July 27, 1981. Hollywood, Florida. Six-year-old Adam Walsh and his mother, Reve, walk into a Sears to purchase a lamp. Adam who is fascinated by the new phenomenon of video games, wants to check out a display for a new one, where several other young boys are testing it out. His mother, who will briefly be only a few aisles away, allows her son to remain at the display while she retrieves a lamp. That is the last time Reve Walsh saw her son alive.

Reve Walsh received very little help when she reported to customer service that her child was missing. The police response was lax and minimal; at the time, missing children were not filed in a database. There were no Amber Alerts to warn the public of a suspicious vehicle, no Code Adam to lock down the store or mall, no sex offender registry, nothing at all to assist in finding the child in an expeditious fashion. After all, with every hour that passes, the chance of finding the child alive decreases dramatically. This infuriated Reve and her husband, John, who took matters into their own hands. They printed homemade flyers with money donated by a business partner of his with the photo above prominently displayed along with a physical description of Adam.

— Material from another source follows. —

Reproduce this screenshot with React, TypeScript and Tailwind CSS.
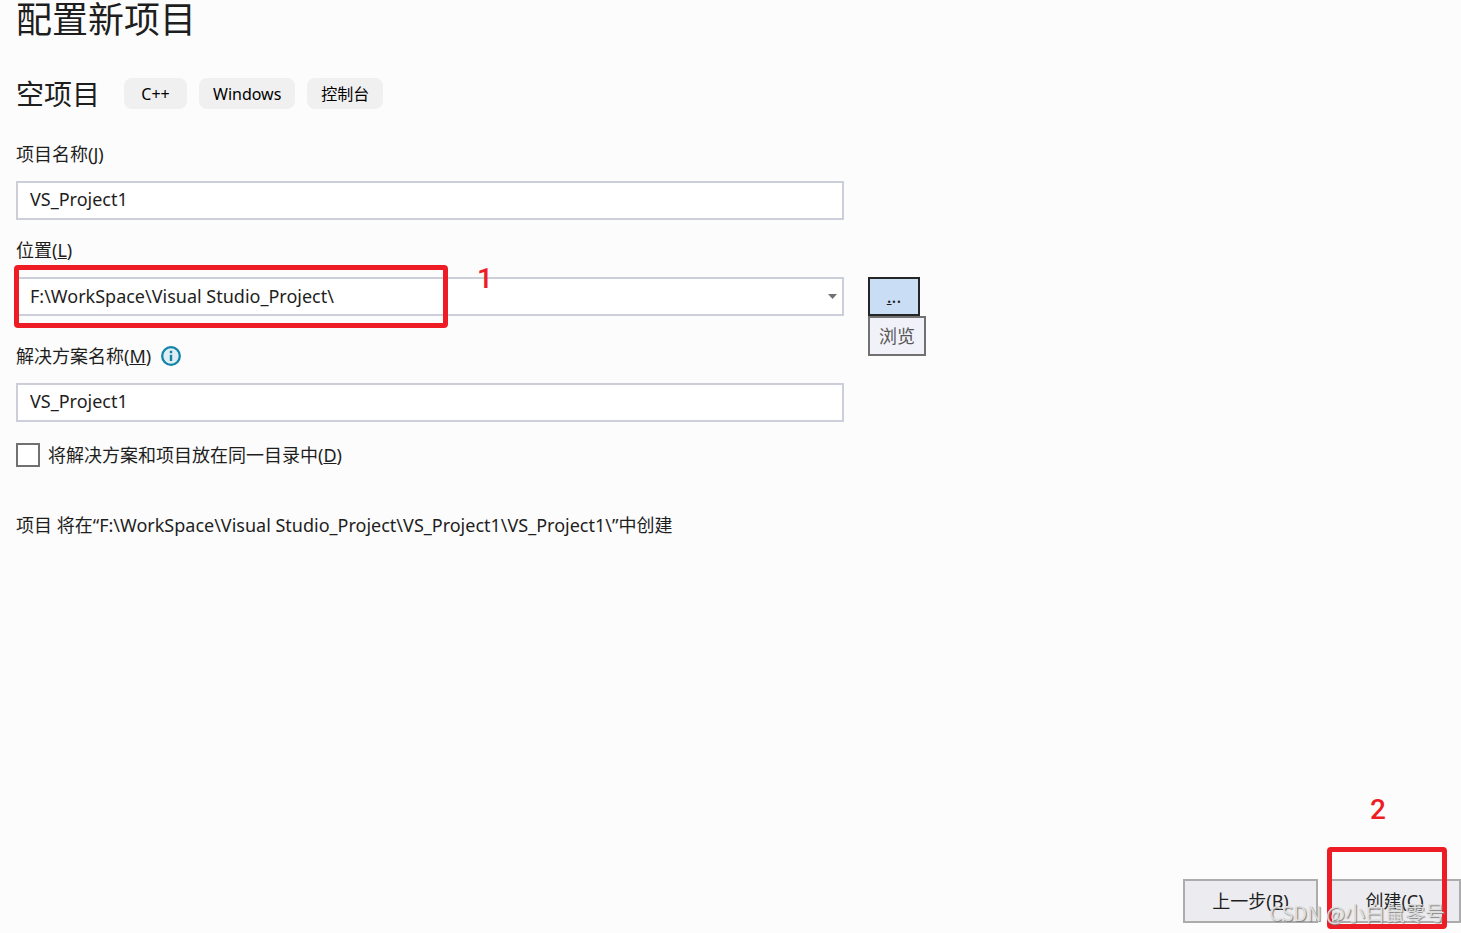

They appeared on "Good Morning America" to get the photo of their son out to the general public. Unfortunately, that was also the morning that the remains of a severed head in a canal off of the Florida Turnpike were confirmed to be Adam. The rest of his body was never recovered.

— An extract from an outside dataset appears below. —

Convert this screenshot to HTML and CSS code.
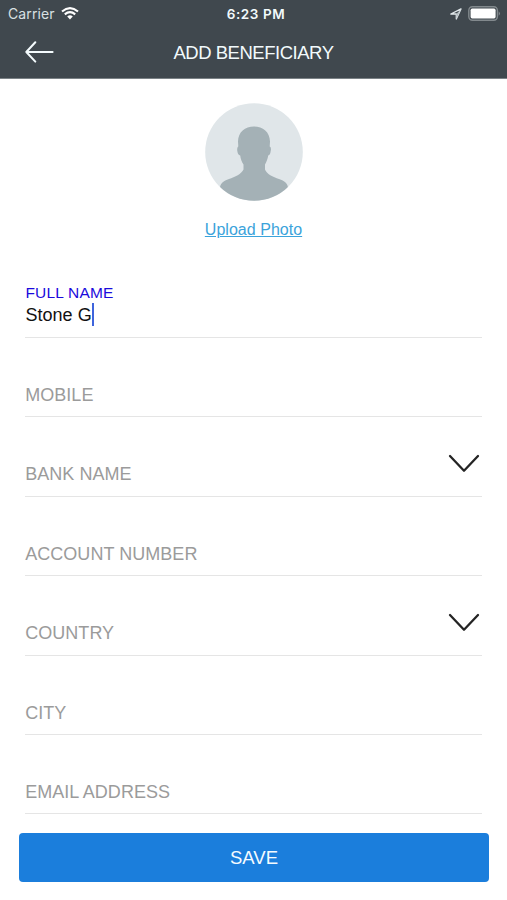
FILE: index.html
```html
<!DOCTYPE html>
<html lang="en">
<head>
<meta charset="utf-8">
<title>Add Beneficiary</title>
<link rel="stylesheet" href="styles.css">
</head>
<body>
<header class="header">
  <div class="status">
    <div class="status-left">
      <span class="carrier">Carrier</span>
      <svg class="wifi" width="18" height="13" viewBox="0 0 18 13" fill="none" stroke="#fff" stroke-width="2.1"><path d="M1 4.5Q9-2.3 17 4.5M3.8 7.4Q9 3 14.2 7.4"/><path d="M6.2 9.5Q9 7.2 11.8 9.5L9 12.4Z" fill="#fff" stroke="none"/></svg>
    </div>
    <span class="time">6:23 PM</span>
    <div class="status-right">
      <svg width="12" height="12" viewBox="0 0 12 12" fill="none" stroke="#e2e9ec" stroke-width="1.3" stroke-linejoin="round"><path d="M.8 6L11 .9L6.3 11V6Z"/><path d="M6.3 6L11 .9L6.3 11Z" fill="#b5bec2" stroke="none"/></svg>
      <svg width="33" height="15" viewBox="0 0 33 15"><rect x=".8" y=".8" width="28.6" height="13.4" rx="3.6" fill="none" stroke="#82898d" stroke-width="1.4"/><rect x="2.6" y="2.6" width="25" height="9.8" rx="1.6" fill="#fff"/><path d="M30.7 5.2Q33.2 7.5 30.7 9.8Z" fill="#82898d"/></svg>
    </div>
  </div>
  <div class="nav">
    <svg class="back" width="29" height="22" viewBox="0 0 29 22" fill="none" stroke="#f4fbfd" stroke-width="2" stroke-linecap="round" stroke-linejoin="round"><path d="M10.3 1.2L1.3 11L10.3 20.6M1.3 11H27.6"/></svg>
    <h1 class="title">ADD BENEFICIARY</h1>
  </div>
</header>
<main>
  <section class="photo">
    <svg width="98" height="98" viewBox="0 0 98 98"><defs><clipPath id="disc"><circle cx="49" cy="49" r="48.8"/></clipPath></defs><circle cx="49" cy="49" r="48.8" fill="#e0e6e9"/><path clip-path="url(#disc)" fill="#a4b1b6" d="M49 23.5C58 23.5 64.8 29 65 38.5L64.7 43.5Q66.5 44.2 65.7 48C65.3 51 64.6 52.2 63.2 52.4C62.8 56 61.2 59 60 61.5V66.5C61.5 71 68 74 74 76C79.5 78 83 80.5 83 85V98H15V85C15 80.5 18.5 78 24 76C30 74 36.5 71 38.5 66.5V61.5C37 59 35.5 56 35.2 52.4C33.6 52.2 32.8 51 32.3 48C31.7 44.2 33.3 43.5 33.3 43.5L33 38.5C33.2 29 40 23.5 49 23.5Z"/></svg>
    <a class="upload">Upload Photo</a>
  </section>
  <form class="form">
    <div class="field active"><span class="caption">FULL NAME</span><span class="value">Stone G<i class="caret"></i></span></div>
    <div class="field"><span class="label">MOBILE</span></div>
    <div class="field"><span class="label">BANK NAME</span><svg class="chevron" width="32" height="20" viewBox="0 0 32 20"><path d="M2 2L16 16.7L30 2"/></svg></div>
    <div class="field"><span class="label">ACCOUNT NUMBER</span></div>
    <div class="field"><span class="label">COUNTRY</span><svg class="chevron" width="32" height="20" viewBox="0 0 32 20"><path d="M2 2L16 16.7L30 2"/></svg></div>
    <div class="field"><span class="label">CITY</span></div>
    <div class="field"><span class="label">EMAIL ADDRESS</span></div>
  </form>
  <button class="save">SAVE</button>
</main>
</body>
</html>
```
FILE: styles.css
```css
* { box-sizing: border-box; }
body { margin: 0; height: 900px; overflow: hidden; background: #fff; font-family: "Liberation Sans", Arial, sans-serif; }
.header { height: 79px; background: #40484e; border-bottom: 1px solid #7b8286; color: #f2fafc; }
.status { display: grid; grid-template-columns: 1fr auto 1fr; height: 27px; align-items: center; padding: 0 6px 0 8px; font: 14px/27px Inter, sans-serif; }
.status-left { display: flex; align-items: center; gap: 6px; }
.carrier { color: #d9e0e3; letter-spacing: .1px; }
.time { font-weight: 600; font-size: 13.5px; line-height: 25px; letter-spacing: .55px; padding-left: 3px; padding-top: 2px; }
.status-right { display: flex; align-items: center; justify-content: flex-end; gap: 6px; }
.nav { display: grid; grid-template-columns: 54px 1fr 54px; align-items: center; height: 51px; }
.back { margin-left: 25px; margin-top: -1px; }
.title { margin: 0; font-weight: 400; font-size: 18.5px; line-height: 50px; letter-spacing: -.48px; text-align: center; }
.photo { display: flex; flex-direction: column; align-items: center; padding-top: 24px; height: 179px; }
.upload { margin-top: 19px; font-size: 16px; line-height: 20px; color: #3ba3db; text-decoration: underline; text-underline-offset: 1px; text-decoration-thickness: 1px; letter-spacing: .03px; }
.form { margin: 0 25px; }
.field { display: flex; justify-content: space-between; height: 79.4px; border-bottom: 1px solid #e5e5e5; color: #9b9b9b; }
.label { margin-top: 46px; padding-left: .2px; font-size: 18px; line-height: 22px; letter-spacing: .04px; }
.active { flex-direction: column; justify-content: flex-start; padding-top: 25px; height: 80px; }
.caption { padding-left: .4px; font-size: 15.5px; line-height: 20px; letter-spacing: .2px; color: #1b0bdc; }
.value { display: flex; padding-top: 1px; padding-left: .4px; font-size: 18px; line-height: 23px; letter-spacing: .05px; color: #111; }
.caret { width: 2px; height: 23px; margin-top: -1px; background: #3e64dc; }
.chevron { margin: 37px 2px 0 0; fill: none; stroke: #242424; stroke-width: 2.3; stroke-linecap: round; stroke-linejoin: round; }
.save { display: block; width: 470px; height: 49px; margin: 18.5px 0 0 19px; padding: 0; border: 0; border-radius: 4px; background: #1b7edc; color: #f4fbff; font: 18.5px/49px "Liberation Sans", Arial, sans-serif; }
```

As a result of this child abduction, the Walshes spearheaded the movement to make children safer. They created The National Center for Missing and Exploited Children, which included a database for missing children. They lobbied for several pieces of important legislation including The Missing Children Act (1982), which allowed federal investigation teams to share information that could be pertinent to recovering a missing child. They have banded together with the parents of missing children such as Etan Patz, Polly Klaas, and Amber Hagerman to advocate for the faces of missing children to be placed within visibility such as on milk cartons and billboards in stores, for a sex offender registry to be created and utilized to make parents aware of those who live around them, and the Amber Alert which allows quick bulletin alerts to be broadcast with a child's information, that of a vehicle that may contain that child, and sometimes the information of the abductor. John Walsh was also the host of the groundbreaking Fox series "America's Most Wanted," which ran for twenty-four years and helped to catch over 1,000 criminals. Out of their pain and grief, the Walshes and so many other families have helped to make children safer and to create safety measures that allow children to be more quickly and easily located if they are abducted.

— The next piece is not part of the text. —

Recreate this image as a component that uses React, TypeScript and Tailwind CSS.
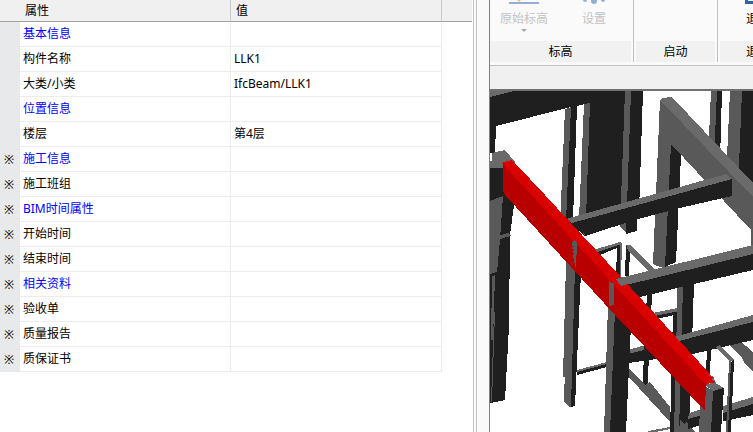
import type { ReactNode } from "react";
import clsx from "clsx";

type PropertyRow = {
  name: string;
  value?: string;
  heading?: boolean;
  custom?: boolean;
};

const rows: PropertyRow[] = [
  { name: "基本信息", heading: true },
  { name: "构件名称", value: "LLK1" },
  { name: "大类/小类", value: "IfcBeam/LLK1" },
  { name: "位置信息", heading: true },
  { name: "楼层", value: "第4层" },
  { name: "施工信息", heading: true, custom: true },
  { name: "施工班组", custom: true },
  { name: "BIM时间属性", heading: true, custom: true },
  { name: "开始时间", custom: true },
  { name: "结束时间", custom: true },
  { name: "相关资料", heading: true, custom: true },
  { name: "验收单", custom: true },
  { name: "质量报告", custom: true },
  { name: "质保证书", custom: true },
];

const DARK = "#1f1f1f";
const SIDE = "#595959";
const TOP = "#6a6a6a";
const WHITE = "#ffffff";

// [fill, points], painted back to front
const faces: [string, string][] = [
  // rear beam and wall columns
  [DARK, "490,91 643,91 639,213 586,219 590,103 577,106 571,107 496,126 495,153 490,153"],
  [TOP, "490,91 514,91 490,97"],
  [SIDE, "565,109 571,107 566,225 560,225"],
  [DARK, "571,107 577,106 573,220 566,222"],
  [WHITE, "577,106 584,105 580,218 573,220"],
  [SIDE, "584,104 590,103 586,219 579,219"],
  [SIDE, "625,91 631,91 627,233 620,227"],
  [DARK, "631,91 643,91 637,231 626,234"],
  // upper right columns
  [SIDE, "711,91 717,91 714,160 708,160"],
  [DARK, "717,91 722,91 720,160 714,160"],
  [SIDE, "730,91 742,91 739,180 726,180"],
  [DARK, "742,91 753,91 753,190 738,190"],
  // large frame with sloping beam
  [SIDE, "660,100 671,110 671,144 667,267 660,267 653,264"],
  [DARK, "671,144 681,155 676,262 665,267"],
  [SIDE, "660,100 753,197 753,247 751,247 751,230 671,144"],
  [TOP, "660,100 662,98 672,97 753,183 753,197"],
  // middle beam
  [DARK, "568,222 732,179 732,196 680,208 638,219 585,236"],
  [TOP, "566,219 726,174 732,179 572,223"],
  [SIDE, "583,234 584,232 585,236"],
  // small frames behind the highlighted beam
  [TOP, "593,250 620,242 622,244 597,252"],
  [DARK, "597,252 622,244 621,277 616,277 617,248 600,255"],
  [TOP, "620,244 622,243 621,277 620,277"],
  [DARK, "626,246 630,249 629,277 625,276"],
  [TOP, "626,245 630,245 655,270 648,271 628,250"],
  [DARK, "647,294 652,293 651,318 646,312"],
  [TOP, "653,313 677,308 679,311 656,316"],
  [DARK, "655,316 679,311 679,316 674,315 657,319"],
  // lower right sloping beam
  [SIDE, "727,343 738,339 753,352 753,372 744,362 742,358"],
  // columns under the right beam
  [SIDE, "677,287 683,286 679,432 674,432"],
  [DARK, "683,285 694,284 689,432 679,432"],
  [DARK, "673,312 677,312 674,432 670,432"],
  // lower beam
  [DARK, "628,353 683,339 753,322 753,340 693,354 628,363"],
  [TOP, "628,350 753,315 753,322 628,354"],
  [DARK, "644,345 649,344 648,388 643,386"],
  [SIDE, "629,369 643,383 645,385 650,382 670,407 670,422 629,377"],
  [SIDE, "680,420 685,425 686,421 695,432 679,432"],
  [TOP, "648,431 670,427 670,429 655,432 648,432"],
  // lower right window frame and bottom beam
  [DARK, "707,348 711,347 710,376 706,372"],
  [TOP, "716,347 720,345 734,360 730,362"],
  [DARK, "723,412 753,404 753,415 723,421"],
  [TOP, "723,406 753,397 753,404 723,413"],
  [DARK, "688,418 701,414 700,425 688,429"],
  [TOP, "689,413 702,409 702,415 688,419"],
  [SIDE, "729,361 731,362 729,432 726,432"],
  [DARK, "731,362 734,360 731,432 728,432"],
  // right beam
  [DARK, "622,285 753,254 753,270 694,284 640,297"],
  [TOP, "616,279 753,245 753,254 622,286"],
  // left column with side pieces
  [DARK, "490,168 504,164 505,195 514,205 510,235 509,326 505,400 490,403"],
  [SIDE, "490,201 503,196 500,240 497,272 490,274"],
  [SIDE, "498,236 508,233 511,236 500,239"],
  [SIDE, "492,276 495,275 493,340 491,340"],
  [SIDE, "494,312 495,312 492,402 491,402"],
  [TOP, "492,153 505,150 515,162 512,168 490,168 490,161 492,161"],
  // centre column
  [SIDE, "566,262 568,262 565,377 563,377"],
  [SIDE, "568,260 575,266 572,407 569,407 564,402"],
  [DARK, "575,266 581,272 575,406 571,407"],
  [TOP, "577,370 607,362 607,365 577,372"],
  [DARK, "577,372 607,364 607,367 577,375"],
  // front column
  [SIDE, "608,305 615,310 610,432 604,432"],
  [DARK, "615,310 631,324 626,432 610,432"],
  // end column
  [SIDE, "705,386 713,391 711,432 699,432 700,406"],
  [DARK, "713,391 724,388 721,432 711,432"],
  [TOP, "705,385 714,382 724,388 713,391"],
  // highlighted beam
  [TOP, "709,375 713,376 716,383 709,383"],
  ["#b80000", "503,163 706,382 705,411 615,315 505,195 503,191"],
  ["#d90000", "502,163 511,160 515,163 545,195 620,276 654,313 710,374 709,376 713,377 711,379 716,382 707,384 706,385"],
  [SIDE, "609,281 614,284 614,305 609,306"],
  [SIDE, "572,243 574,240 577,242 576,268 574,262 573,256"],
  [TOP, "616,279 622,277 627,284 621,286"],
];

function StructureView() {
  return (
    <svg
      viewBox="490 91 263 341"
      preserveAspectRatio="xMinYMin slice"
      shapeRendering="crispEdges"
      className="min-h-0 w-full flex-1 bg-white"
      role="img"
      aria-label="LLK1"
    >
      {faces.map(([fill, points], i) => (
        <polygon key={i} fill={fill} points={points} />
      ))}
      <path d="M572 246h2M572 249h2M572 253h2M573 258h1M573 263h2" stroke="#b80000" />
    </svg>
  );
}

function LevelIcon() {
  return (
    <svg width="32" height="32" viewBox="0 0 32 32" aria-hidden="true">
      <path d="M8 20h6v6l-3 3-3-3z" fill="#f5c26b" />
      <rect x="1" y="29" width="30" height="2" fill="#93afd6" />
    </svg>
  );
}

function GearIcon() {
  return (
    <svg width="32" height="32" viewBox="0 0 32 32" aria-hidden="true">
      <circle cx="16" cy="17" r="7" fill="none" stroke="#93afd6" strokeWidth="5" />
      <g fill="#93afd6">
        <circle cx="16" cy="28" r="3" />
        <circle cx="7" cy="27" r="2" />
        <circle cx="25" cy="27" r="2" />
      </g>
    </svg>
  );
}

function ExitIcon() {
  return (
    <svg width="32" height="32" viewBox="0 0 32 32" aria-hidden="true">
      <path d="M4.5 4.5h23v25h-23z" fill="none" stroke="#2c62ad" strokeWidth="3" />
    </svg>
  );
}

function RibbonGroup({ label, className, children }: { label: string; className: string; children?: ReactNode }) {
  return (
    <section className={clsx("flex shrink-0 flex-col", className)}>
      <div className="flex h-[41px] items-end overflow-hidden">{children}</div>
      <h2 className="h-[21px] bg-[#f1f1f1] text-center leading-[21px]">{label}</h2>
    </section>
  );
}

function RibbonButton({ icon, label, menu, disabled, className }: { icon: ReactNode; label: string; menu?: boolean; disabled?: boolean; className: string }) {
  return (
    <button type="button" disabled={disabled} className={clsx("flex shrink-0 flex-col items-center disabled:text-[#c3c3c3]", className)}>
      {icon}
      <span className="mt-1 leading-5">{label}</span>
      <span className="flex h-3 items-start">
        {menu && (
          <svg width="6" height="4" viewBox="0 0 6 4" aria-hidden="true">
            <path d="M0 0h6L3 3z" fill="#a8a8a8" />
          </svg>
        )}
      </span>
    </button>
  );
}

function PropertyTable() {
  return (
    <div className="w-[474px] shrink-0 border-r border-[#c0c0c0] bg-white pr-px">
      <table className="w-full table-fixed border-separate border-spacing-0 text-left">
        <colgroup>
          <col className="w-5" />
          <col className="w-[211px]" />
          <col className="w-[211px]" />
          <col />
        </colgroup>
        <thead className="bg-[#f0f0f0]">
          <tr className="h-[22px]">
            <td className="border-b border-[#a0a0a0]" />
            <th className="border-r border-b border-r-[#c8c8c8] border-b-[#a0a0a0] pl-[5px] font-normal leading-5">属性</th>
            <th className="border-r border-b border-r-[#c8c8c8] border-b-[#a0a0a0] pl-[5px] font-normal leading-5">值</th>
            <td className="border-b border-[#a0a0a0]" />
          </tr>
        </thead>
        <tbody>
          {rows.map((row) => (
            <tr key={row.name} className="h-[25px]">
              <td className="bg-[#e7e9eb] pr-0.5 text-center leading-6">{row.custom ? "※" : null}</td>
              <th
                className={clsx(
                  "border-r border-b border-[#ececec] pl-[3px] font-normal leading-6",
                  row.heading && "text-[#0000ff]",
                )}
              >
                {row.name}
              </th>
              <td className="border-r border-b border-[#ececec] pl-[3px] leading-6">{row.value}</td>
              <td />
            </tr>
          ))}
        </tbody>
      </table>
    </div>
  );
}

export default function App() {
  return (
    <main className="flex h-screen overflow-hidden bg-[#fafafa] font-['Noto_Sans','Noto_Sans_CJK_SC',sans-serif] text-xs text-black">
      <PropertyTable />
      <div className="ml-0.5 w-[13px] shrink-0 border-l border-[#c0c0c0]" />
      <div className="flex min-w-0 flex-1 flex-col border-l border-[#808080]">
        <div className="flex gap-0.5 overflow-hidden border-b border-[#c0c0c0] pb-[3px]">
          <RibbonGroup label="标高" className="w-[141px]">
            <RibbonButton icon={<LevelIcon />} label="原始标高" menu disabled className="w-[68px]" />
            <RibbonButton icon={<GearIcon />} label="设置" disabled className="w-[72px]" />
          </RibbonGroup>
          <div className="w-px shrink-0 bg-[#c0c0c0]" />
          <RibbonGroup label="启动" className="w-[79px]" />
          <div className="w-px shrink-0 bg-[#c0c0c0]" />
          <RibbonGroup label="退出" className="w-[76px]">
            <RibbonButton icon={<ExitIcon />} label="退出" className="w-[76px]" />
          </RibbonGroup>
        </div>
        <div className="h-[25px] shrink-0 border-b-2 border-[#707070] bg-[#f0f0f0]" />
        <StructureView />
      </div>
    </main>
  );
}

Unfortunately, most of my peers do not know this story. They take for granted all of the incredible work that the Walsh family and the parents of several other parents of missing children did in order to keep us safe. Admittedly, I did not even think about it until I began reading on the subject of child abduction a few years ago. What all of that reading has taught me was that many of these safety measures are so automatic within our world now that our generation does not even know the reason why. Most causes and legislation are born out of a tragedy, and the laws, organizations, and safety measures that are in place are here because too many parents have lost their children in brutal abductions.

I'm not asking for a movement. I'm just asking for people to not take their safety and that of children for granted. There are reasons for these laws and measures are in place. We need a little more remembrance of these tragically young victims and the heroic acts of their parents who fought for justice in the most positive way possible, by helping others and making the laws fair and better over the past 35 years. Adam is one of far too many. Any one of us could have been him.